--- BEGIN ---

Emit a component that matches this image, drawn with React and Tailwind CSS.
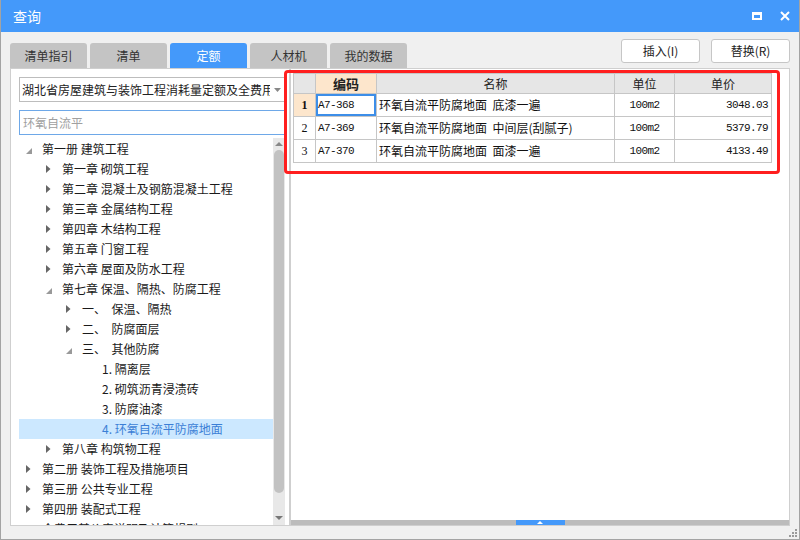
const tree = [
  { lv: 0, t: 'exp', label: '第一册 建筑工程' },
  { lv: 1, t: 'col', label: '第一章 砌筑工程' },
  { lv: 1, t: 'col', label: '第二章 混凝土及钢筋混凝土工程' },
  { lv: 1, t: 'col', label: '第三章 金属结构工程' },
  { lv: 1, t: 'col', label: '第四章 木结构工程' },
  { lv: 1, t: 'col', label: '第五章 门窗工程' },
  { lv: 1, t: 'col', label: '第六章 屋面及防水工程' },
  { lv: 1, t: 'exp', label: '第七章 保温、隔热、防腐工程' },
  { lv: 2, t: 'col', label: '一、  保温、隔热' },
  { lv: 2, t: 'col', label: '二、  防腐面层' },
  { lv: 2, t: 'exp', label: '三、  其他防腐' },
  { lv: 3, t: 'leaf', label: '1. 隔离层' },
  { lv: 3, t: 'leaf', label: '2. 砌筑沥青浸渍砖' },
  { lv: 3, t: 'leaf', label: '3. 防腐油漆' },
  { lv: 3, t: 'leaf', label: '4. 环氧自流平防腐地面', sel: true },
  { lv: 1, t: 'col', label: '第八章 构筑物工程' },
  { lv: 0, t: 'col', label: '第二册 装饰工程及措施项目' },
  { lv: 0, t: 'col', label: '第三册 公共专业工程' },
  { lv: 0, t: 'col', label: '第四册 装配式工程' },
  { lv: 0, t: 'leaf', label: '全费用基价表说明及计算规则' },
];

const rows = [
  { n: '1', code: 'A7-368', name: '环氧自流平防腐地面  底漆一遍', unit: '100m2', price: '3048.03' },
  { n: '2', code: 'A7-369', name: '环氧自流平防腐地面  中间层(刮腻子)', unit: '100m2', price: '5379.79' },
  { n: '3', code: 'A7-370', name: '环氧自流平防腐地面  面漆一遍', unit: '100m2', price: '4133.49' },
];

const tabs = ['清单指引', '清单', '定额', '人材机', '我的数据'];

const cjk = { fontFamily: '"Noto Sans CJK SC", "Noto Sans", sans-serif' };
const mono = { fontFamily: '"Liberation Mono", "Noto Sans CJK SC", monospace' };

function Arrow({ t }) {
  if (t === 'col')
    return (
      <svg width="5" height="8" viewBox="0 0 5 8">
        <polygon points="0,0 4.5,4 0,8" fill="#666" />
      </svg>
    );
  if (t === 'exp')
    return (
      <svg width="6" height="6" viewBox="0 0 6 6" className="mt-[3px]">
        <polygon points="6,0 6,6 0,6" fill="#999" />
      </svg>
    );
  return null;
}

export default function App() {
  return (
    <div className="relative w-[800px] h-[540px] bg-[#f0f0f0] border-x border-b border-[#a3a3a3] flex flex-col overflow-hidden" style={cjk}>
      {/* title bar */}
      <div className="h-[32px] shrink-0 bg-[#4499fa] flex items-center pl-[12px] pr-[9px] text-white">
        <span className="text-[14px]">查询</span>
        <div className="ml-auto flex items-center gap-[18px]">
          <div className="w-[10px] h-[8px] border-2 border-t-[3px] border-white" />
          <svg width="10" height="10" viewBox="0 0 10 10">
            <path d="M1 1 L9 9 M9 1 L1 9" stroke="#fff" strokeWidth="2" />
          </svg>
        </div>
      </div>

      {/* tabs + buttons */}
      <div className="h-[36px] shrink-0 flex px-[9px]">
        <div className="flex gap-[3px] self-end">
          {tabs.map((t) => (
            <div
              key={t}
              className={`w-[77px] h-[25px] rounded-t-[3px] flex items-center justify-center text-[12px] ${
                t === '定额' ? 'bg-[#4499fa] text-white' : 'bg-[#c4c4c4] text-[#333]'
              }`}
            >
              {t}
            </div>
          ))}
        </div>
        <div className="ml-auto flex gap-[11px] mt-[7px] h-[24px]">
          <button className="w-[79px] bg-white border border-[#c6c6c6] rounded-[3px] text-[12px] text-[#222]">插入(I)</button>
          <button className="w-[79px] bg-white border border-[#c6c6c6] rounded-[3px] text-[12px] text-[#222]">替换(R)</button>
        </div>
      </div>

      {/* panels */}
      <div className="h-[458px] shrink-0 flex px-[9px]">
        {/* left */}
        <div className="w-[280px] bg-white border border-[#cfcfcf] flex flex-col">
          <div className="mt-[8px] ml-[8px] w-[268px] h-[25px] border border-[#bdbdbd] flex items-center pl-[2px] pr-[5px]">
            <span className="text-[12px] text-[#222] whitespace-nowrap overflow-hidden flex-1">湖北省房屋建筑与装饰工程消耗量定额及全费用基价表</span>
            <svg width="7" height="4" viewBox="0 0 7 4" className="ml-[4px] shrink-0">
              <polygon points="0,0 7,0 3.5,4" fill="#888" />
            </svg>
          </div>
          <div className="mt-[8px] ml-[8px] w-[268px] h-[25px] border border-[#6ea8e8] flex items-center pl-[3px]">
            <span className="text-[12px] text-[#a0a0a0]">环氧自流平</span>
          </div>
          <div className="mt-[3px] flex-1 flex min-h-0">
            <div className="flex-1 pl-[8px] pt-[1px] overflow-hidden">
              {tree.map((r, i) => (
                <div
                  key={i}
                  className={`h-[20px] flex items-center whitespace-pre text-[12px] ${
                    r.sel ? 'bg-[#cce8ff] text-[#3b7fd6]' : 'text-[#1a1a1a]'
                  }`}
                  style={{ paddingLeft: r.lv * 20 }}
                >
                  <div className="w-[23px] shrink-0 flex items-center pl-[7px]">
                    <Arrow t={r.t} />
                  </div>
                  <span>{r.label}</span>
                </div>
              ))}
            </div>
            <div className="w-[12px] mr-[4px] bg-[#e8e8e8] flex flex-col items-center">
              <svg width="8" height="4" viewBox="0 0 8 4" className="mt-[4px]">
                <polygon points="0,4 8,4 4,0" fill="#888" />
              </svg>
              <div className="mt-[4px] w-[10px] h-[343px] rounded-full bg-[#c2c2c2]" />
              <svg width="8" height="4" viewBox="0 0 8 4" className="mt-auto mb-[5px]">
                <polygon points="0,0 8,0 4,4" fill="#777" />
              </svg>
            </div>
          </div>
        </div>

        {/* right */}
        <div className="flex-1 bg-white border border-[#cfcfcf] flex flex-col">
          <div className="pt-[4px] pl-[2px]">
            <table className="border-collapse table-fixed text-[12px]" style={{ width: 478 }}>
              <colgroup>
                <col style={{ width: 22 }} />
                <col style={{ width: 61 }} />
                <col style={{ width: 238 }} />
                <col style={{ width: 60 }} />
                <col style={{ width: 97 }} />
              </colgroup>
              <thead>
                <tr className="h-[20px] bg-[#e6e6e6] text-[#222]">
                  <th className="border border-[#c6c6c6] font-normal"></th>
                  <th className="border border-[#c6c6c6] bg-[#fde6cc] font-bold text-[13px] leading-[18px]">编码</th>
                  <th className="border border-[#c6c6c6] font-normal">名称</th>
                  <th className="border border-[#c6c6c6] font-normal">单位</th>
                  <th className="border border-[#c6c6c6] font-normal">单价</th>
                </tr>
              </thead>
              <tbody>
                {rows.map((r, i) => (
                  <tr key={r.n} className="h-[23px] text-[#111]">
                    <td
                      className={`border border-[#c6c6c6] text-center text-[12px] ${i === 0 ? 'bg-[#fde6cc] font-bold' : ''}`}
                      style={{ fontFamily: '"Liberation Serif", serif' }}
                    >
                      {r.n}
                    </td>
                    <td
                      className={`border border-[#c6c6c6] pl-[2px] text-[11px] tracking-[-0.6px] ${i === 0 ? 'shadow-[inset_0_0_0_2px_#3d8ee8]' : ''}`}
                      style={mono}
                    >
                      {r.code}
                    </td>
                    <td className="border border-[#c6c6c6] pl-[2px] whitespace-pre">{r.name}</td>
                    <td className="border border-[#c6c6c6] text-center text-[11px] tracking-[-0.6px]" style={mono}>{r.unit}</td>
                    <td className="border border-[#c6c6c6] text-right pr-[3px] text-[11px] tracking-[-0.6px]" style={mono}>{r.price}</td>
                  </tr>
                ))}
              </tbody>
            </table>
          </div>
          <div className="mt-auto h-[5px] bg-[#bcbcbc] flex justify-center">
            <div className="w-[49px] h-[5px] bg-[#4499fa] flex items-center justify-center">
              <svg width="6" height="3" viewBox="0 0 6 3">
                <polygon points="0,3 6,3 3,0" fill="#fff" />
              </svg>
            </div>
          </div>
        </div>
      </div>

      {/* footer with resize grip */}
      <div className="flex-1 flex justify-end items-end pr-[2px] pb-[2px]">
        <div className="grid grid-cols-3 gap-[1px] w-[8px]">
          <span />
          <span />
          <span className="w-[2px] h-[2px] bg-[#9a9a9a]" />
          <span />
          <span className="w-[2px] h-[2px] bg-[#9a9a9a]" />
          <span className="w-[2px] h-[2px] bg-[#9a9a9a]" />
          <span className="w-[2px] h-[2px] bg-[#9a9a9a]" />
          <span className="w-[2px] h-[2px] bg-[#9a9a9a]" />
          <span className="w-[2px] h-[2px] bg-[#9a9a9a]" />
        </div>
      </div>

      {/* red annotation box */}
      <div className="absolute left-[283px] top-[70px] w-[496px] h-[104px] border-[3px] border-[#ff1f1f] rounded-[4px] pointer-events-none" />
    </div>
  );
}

--- END ---

> _OBJECTIVE_
Make an exact copy of the lines from the top of the material through the line with "const tabs = ['清单指引', '清单', '定额', '人材机', '我的数据'];", pictures excluded.

> _SOLUTION_
Emit a component that matches this image, drawn with React and Tailwind CSS.
const tree = [
  { lv: 0, t: 'exp', label: '第一册 建筑工程' },
  { lv: 1, t: 'col', label: '第一章 砌筑工程' },
  { lv: 1, t: 'col', label: '第二章 混凝土及钢筋混凝土工程' },
  { lv: 1, t: 'col', label: '第三章 金属结构工程' },
  { lv: 1, t: 'col', label: '第四章 木结构工程' },
  { lv: 1, t: 'col', label: '第五章 门窗工程' },
  { lv: 1, t: 'col', label: '第六章 屋面及防水工程' },
  { lv: 1, t: 'exp', label: '第七章 保温、隔热、防腐工程' },
  { lv: 2, t: 'col', label: '一、  保温、隔热' },
  { lv: 2, t: 'col', label: '二、  防腐面层' },
  { lv: 2, t: 'exp', label: '三、  其他防腐' },
  { lv: 3, t: 'leaf', label: '1. 隔离层' },
  { lv: 3, t: 'leaf', label: '2. 砌筑沥青浸渍砖' },
  { lv: 3, t: 'leaf', label: '3. 防腐油漆' },
  { lv: 3, t: 'leaf', label: '4. 环氧自流平防腐地面', sel: true },
  { lv: 1, t: 'col', label: '第八章 构筑物工程' },
  { lv: 0, t: 'col', label: '第二册 装饰工程及措施项目' },
  { lv: 0, t: 'col', label: '第三册 公共专业工程' },
  { lv: 0, t: 'col', label: '第四册 装配式工程' },
  { lv: 0, t: 'leaf', label: '全费用基价表说明及计算规则' },
];

const rows = [
  { n: '1', code: 'A7-368', name: '环氧自流平防腐地面  底漆一遍', unit: '100m2', price: '3048.03' },
  { n: '2', code: 'A7-369', name: '环氧自流平防腐地面  中间层(刮腻子)', unit: '100m2', price: '5379.79' },
  { n: '3', code: 'A7-370', name: '环氧自流平防腐地面  面漆一遍', unit: '100m2', price: '4133.49' },
];

const tabs = ['清单指引', '清单', '定额', '人材机', '我的数据'];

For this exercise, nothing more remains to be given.